On Tuesday, August 30, 2011 09:35 Andrei Alexandrescu wrote:
> On 8/29/11 7:49 PM, bearophile wrote:
> [snip]
> 
> > void main() {
> > 
> > auto a = new nFoo[5];
> > bar(a[0]);
> > 
> > }
> 
> Ah, that reminds me. The introduction of @disable requires the
> introduction of array-with-constructor syntax that has long been
> proposed to both C++ and D:
> 
> new Type[n](argument1, argument2, ..., argumentn)
> 
> creates an array of Type of size n. Each element is constructed with
> argument list (argument1, argument2, ..., argumentn).

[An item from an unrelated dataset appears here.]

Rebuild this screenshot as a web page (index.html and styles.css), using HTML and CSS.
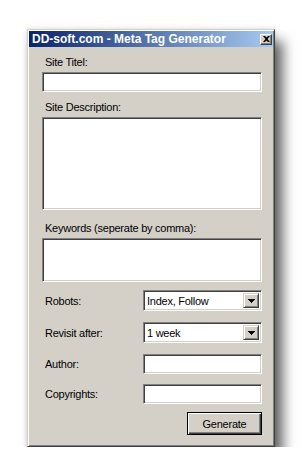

That particular syntax does kind of fly in the face of discusssions to remove 
new Type[n] in favor of requiring new Type[](n). And even if that's not 
considered a problem, how does that interact with multi-dimensional arrays? 
e.g. new Type[][](4, 5)? Or does it just not make sense with multi-dimensional 
arrays?

I suppose that we could just say that a second set of parens is required. So, 
new Type[n](args) works as long as we have new Type[n](args), and new Type[]
(n)(args) works for the case where you put the size in the parens (as arguably 
should be required). Then if it supported multi-dimensional arrays, it would 
be something like new Type[][](4, 5)(args), though I'm not quite sure how 
you'd really support it in multidimensional arrays except perhaps something 
like new Type[][](4, 5)((args1), (args2), (args3), (args4)) - where each argsX 
is a full arguments list for each inner array. That's arguably pretty ugly 
though. However, I don't see any other way to support multi-dimensional arrays 
if we want to.

Regardless, the issue of how to properly distinguish between the current new 
Type[](n) and the the array-with-constructor syntax. And I'd _love_ to see new 
Type[n] die, given the confusion that it causes when going to multi-
dimensional arrays. But assuming that we can't do that, we should at least 
make sure that there's no ambiguity with new Type[](n).